SHORT PROBLEM: Starting from the top of the material, restate each line exactly until the line that contains "const hdot = 'absolute", which is also copied. Pictures are excluded.

>> BEGIN

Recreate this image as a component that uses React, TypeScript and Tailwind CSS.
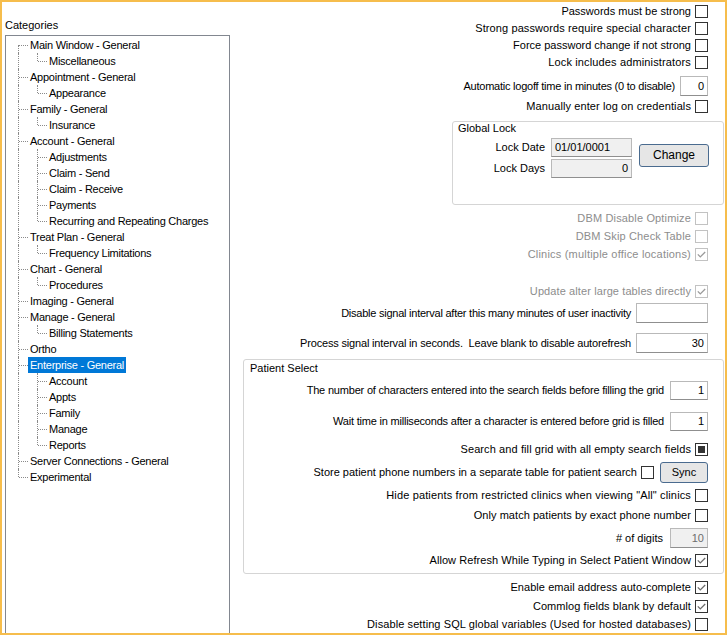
import clsx from 'clsx';
import type { ReactNode } from 'react';

interface TreeNode {
  label: string;
  children: string[];
  selected?: boolean;
}

const tree: TreeNode[] = [
  { label: 'Main Window - General', children: ['Miscellaneous'] },
  { label: 'Appointment - General', children: ['Appearance'] },
  { label: 'Family - General', children: ['Insurance'] },
  {
    label: 'Account - General',
    children: ['Adjustments', 'Claim - Send', 'Claim - Receive', 'Payments', 'Recurring and Repeating Charges'],
  },
  { label: 'Treat Plan - General', children: ['Frequency Limitations'] },
  { label: 'Chart - General', children: ['Procedures'] },
  { label: 'Imaging - General', children: [] },
  { label: 'Manage - General', children: ['Billing Statements'] },
  { label: 'Ortho', children: [] },
  { label: 'Enterprise - General', children: ['Account', 'Appts', 'Family', 'Manage', 'Reports'], selected: true },
  { label: 'Server Connections - General', children: [] },
  { label: 'Experimental', children: [] },
];

const dot = 'absolute w-0 border-l border-dotted border-[#8a8a8a]';
const hdot = 'absolute top-[8px] h-0 w-[9px] border-t border-dotted border-[#8a8a8a]';

function CategoryTree() {
  return (
    <div className="mt-[3px] h-[620px] w-[225px] border border-[#828790] bg-white pt-[1px] tracking-[-0.25px]">
      {tree.map((node, i) => {
        const first = i === 0;
        const last = i === tree.length - 1;
        return (
          <div key={node.label}>
            {/* top level row */}
            <div className="relative flex h-[16px] items-center">
              <span className={clsx(dot, 'left-[12px]', first ? 'top-[8px] bottom-0' : last ? 'top-0 h-[8px]' : 'top-0 bottom-0')} />
              <span className={clsx(hdot, 'left-[13px]')} />
              <span
                className={clsx(
                  'ml-[22px] flex h-[16px] items-center px-[2px] whitespace-nowrap',
                  node.selected ? 'bg-[#0078d7] text-white' : 'text-black',
                )}
              >
                {node.label}
              </span>
            </div>
            {node.children.map((child, j) => {
              const lastChild = j === node.children.length - 1;
              return (
                <div key={child} className="relative flex h-[16px] items-center">
                  {!last && <span className={clsx(dot, 'left-[12px] top-0 bottom-0')} />}
                  <span className={clsx(dot, 'left-[31px]', lastChild ? 'top-0 h-[8px]' : 'top-0 bottom-0')} />
                  <span className={clsx(hdot, 'left-[32px]')} />
                  <span className="ml-[41px] px-[2px] whitespace-nowrap text-black">{child}</span>
                </div>
              );
            })}
          </div>
        );
      })}
    </div>
  );
}

function Check({ checked = false, mixed = false, disabled = false }: { checked?: boolean; mixed?: boolean; disabled?: boolean }) {
  return (
    <span
      className={clsx(
        'relative block h-[13px] w-[13px] shrink-0 border bg-white',
        disabled ? 'border-[#c2c2c2]' : 'border-[#333333]',
      )}
    >
      {checked && (
        <svg className="absolute inset-0" width="11" height="11" viewBox="0 0 11 11">
          <path
            d="M1.8 5.4 L4.3 7.9 L9.2 3"
            fill="none"
            stroke={disabled ? '#9a9a9a' : '#6b6b6b'}
            strokeWidth="1.3"
          />
        </svg>
      )}
      {mixed && <span className="absolute inset-[2px] bg-[#333333]" />}
    </span>
  );
}

function Field({
  value = '',
  className,
  left = false,
  disabled = false,
  dim = false,
}: {
  value?: string;
  className: string;
  left?: boolean;
  disabled?: boolean;
  dim?: boolean;
}) {
  return (
    <span
      className={clsx(
        'flex shrink-0 items-center border border-[#b9b9b9] border-b-[#8f8f8f] px-[3px]',
        left ? 'justify-start' : 'justify-end',
        disabled ? 'bg-[#f0f0f0]' : 'bg-white',
        dim ? 'text-[#6d6d6d]' : 'text-black',
        className,
      )}
    >
      {value}
    </span>
  );
}

function Btn({ children, className }: { children: ReactNode; className: string }) {
  return (
    <span
      className={clsx(
        'flex shrink-0 items-center justify-center rounded-[3px] border border-[#4a6b8f] bg-[#e6e6e6] text-black',
        className,
      )}
    >
      {children}
    </span>
  );
}

function CheckRow({
  label,
  checked,
  mixed,
  disabled,
  className,
  track,
}: {
  label: string;
  checked?: boolean;
  mixed?: boolean;
  disabled?: boolean;
  className: string;
  track?: string;
}) {
  return (
    <div className={clsx('flex items-center justify-end gap-[4px]', className)}>
      <span className={clsx('whitespace-nowrap', track, disabled ? 'text-[#8d8d8d]' : 'text-black')}>{label}</span>
      <Check checked={checked} mixed={mixed} disabled={disabled} />
    </div>
  );
}

export default function App() {
  return (
    <div className="w-[728px] bg-white">
      <div className="flex h-[635px] w-[727px] overflow-hidden border-2 border-[#f6bd4c] bg-white font-['Liberation_Sans',Arial,sans-serif] text-[11px] leading-[13px]">
        {/* Left: categories */}
        <div className="shrink-0 pl-[3px]">
          <div className="mt-[17px] h-[13px] text-black">Categories</div>
          <CategoryTree />
        </div>

        {/* Right: settings */}
        <div className="ml-[13px] flex w-[481px] shrink-0 flex-col pt-[1px]">
          <CheckRow label="Passwords must be strong" className="h-[17px] pr-[16px]" />
          <CheckRow label="Strong passwords require special character" track="tracking-[0.1px]" className="h-[17px] pr-[16px]" />
          <CheckRow label="Force password change if not strong" className="h-[17px] pr-[16px]" />
          <CheckRow label="Lock includes administrators" track="tracking-[0.14px]" className="h-[17px] pr-[16px]" />

          <div className="mt-[5px] flex h-[20px] items-center justify-end gap-[5px] pr-[16px]">
            <span className="whitespace-nowrap tracking-[-0.23px]">Automatic logoff time in minutes (0 to disable)</span>
            <Field value="0" className="h-[20px] w-[28px]" />
          </div>

          <CheckRow label="Manually enter log on credentials" track="tracking-[0.1px]" className="mt-[2px] h-[17px] pr-[16px]" />

          {/* Global Lock */}
          <div className="mt-[6px] ml-auto h-[84px] w-[272px] rounded-[3px] border border-[#d5d5d5]">
            <div className="h-[12px] pl-[5px] leading-[12px]">Global Lock</div>
            <div className="mt-[4px] flex items-start justify-end gap-[7px] pr-[14px]">
              <div className="flex flex-col gap-[2px]">
                <div className="flex h-[19px] items-center justify-end gap-[6px]">
                  <span>Lock Date</span>
                  <Field value="01/01/0001" left disabled className="h-[19px] w-[81px]" />
                </div>
                <div className="flex h-[19px] items-center justify-end gap-[6px]">
                  <span>Lock Days</span>
                  <Field value="0" disabled className="h-[19px] w-[81px]" />
                </div>
              </div>
              <Btn className="mt-[6px] h-[23px] w-[70px] text-[12px]">Change</Btn>
            </div>
          </div>

          <CheckRow label="DBM Disable Optimize" disabled track="tracking-[0.15px]" className="mt-[4px] h-[18px] pr-[16px]" />
          <CheckRow label="DBM Skip Check Table" disabled track="tracking-[0.15px]" className="h-[18px] pr-[16px]" />
          <CheckRow label="Clinics (multiple office locations)" checked disabled track="tracking-[0.2px]" className="h-[18px] pr-[16px]" />
          <CheckRow label="Update alter large tables directly" checked disabled track="tracking-[0.1px]" className="mt-[19px] h-[18px] pr-[16px]" />

          <div className="mt-[3px] flex h-[20px] items-center justify-end gap-[5px] pr-[16px]">
            <span className="whitespace-nowrap tracking-[-0.24px]">Disable signal interval after this many minutes of user inactivity</span>
            <Field className="h-[20px] w-[72px]" />
          </div>
          <div className="mt-[10px] flex h-[20px] items-center justify-end gap-[5px] pr-[16px]">
            <span className="whitespace-pre tracking-[-0.17px]">Process signal interval in seconds.  Leave blank to disable autorefresh</span>
            <Field value="30" className="h-[20px] w-[72px]" />
          </div>

          {/* Patient Select */}
          <div className="mt-[6px] h-[215px] w-[481px] rounded-[3px] border border-[#d5d5d5]">
            <div className="box-content h-[13px] pt-[2px] pl-[6px]">Patient Select</div>
            <div className="mt-[6px] flex h-[19px] items-center justify-end gap-[6px] pr-[15px]">
              <span className="whitespace-nowrap tracking-[-0.19px]">The number of characters entered into the search fields before filling the grid</span>
              <Field value="1" className="h-[19px] w-[38px]" />
            </div>
            <div className="mt-[12px] flex h-[19px] items-center justify-end gap-[6px] pr-[15px]">
              <span className="whitespace-nowrap tracking-[-0.21px]">Wait time in milliseconds after a character is entered before grid is filled</span>
              <Field value="1" className="h-[19px] w-[38px]" />
            </div>
            <CheckRow label="Search and fill grid with all empty search fields" mixed track="tracking-[0.1px]" className="mt-[10px] h-[16px] pr-[15px]" />
            <div className="mt-[5px] flex h-[21px] items-center justify-end pr-[15px]">
              <span className="mr-[4px] whitespace-nowrap">Store patient phone numbers in a separate table for patient search</span>
              <Check />
              <Btn className="ml-[6px] h-[21px] w-[48px]">Sync</Btn>
            </div>
            <CheckRow label='Hide patients from restricted clinics when viewing "All" clinics' track="tracking-[0.14px]" className="mt-[3px] h-[18px] pr-[15px]" />
            <CheckRow label="Only match patients by exact phone number" track="tracking-[0.05px]" className="mt-[2px] h-[18px] pr-[15px]" />
            <div className="mt-[4px] flex h-[20px] items-center justify-end gap-[7px] pr-[15px]">
              <span># of digits</span>
              <Field value="10" disabled dim className="h-[20px] w-[38px]" />
            </div>
            <CheckRow label="Allow Refresh While Typing in Select Patient Window" checked track="tracking-[0.06px]" className="mt-[3px] h-[18px] pr-[15px]" />
          </div>

          <CheckRow label="Enable email address auto-complete" checked track="tracking-[0.06px]" className="mt-[4px] h-[18px] pr-[16px]" />
          <CheckRow label="Commlog fields blank by default" checked track="tracking-[0.07px]" className="mt-[1px] h-[18px] pr-[16px]" />
          <CheckRow label="Disable setting SQL global variables (Used for hosted databases)" track="tracking-[0.09px]" className="h-[18px] pr-[16px]" />
        </div>
      </div>
    </div>
  );
}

>> END

WRITTEN SOLUTION:
Recreate this image as a component that uses React, TypeScript and Tailwind CSS.
import clsx from 'clsx';
import type { ReactNode } from 'react';

interface TreeNode {
  label: string;
  children: string[];
  selected?: boolean;
}

const tree: TreeNode[] = [
  { label: 'Main Window - General', children: ['Miscellaneous'] },
  { label: 'Appointment - General', children: ['Appearance'] },
  { label: 'Family - General', children: ['Insurance'] },
  {
    label: 'Account - General',
    children: ['Adjustments', 'Claim - Send', 'Claim - Receive', 'Payments', 'Recurring and Repeating Charges'],
  },
  { label: 'Treat Plan - General', children: ['Frequency Limitations'] },
  { label: 'Chart - General', children: ['Procedures'] },
  { label: 'Imaging - General', children: [] },
  { label: 'Manage - General', children: ['Billing Statements'] },
  { label: 'Ortho', children: [] },
  { label: 'Enterprise - General', children: ['Account', 'Appts', 'Family', 'Manage', 'Reports'], selected: true },
  { label: 'Server Connections - General', children: [] },
  { label: 'Experimental', children: [] },
];

const dot = 'absolute w-0 border-l border-dotted border-[#8a8a8a]';
const hdot = 'absolute top-[8px] h-0 w-[9px] border-t border-dotted border-[#8a8a8a]';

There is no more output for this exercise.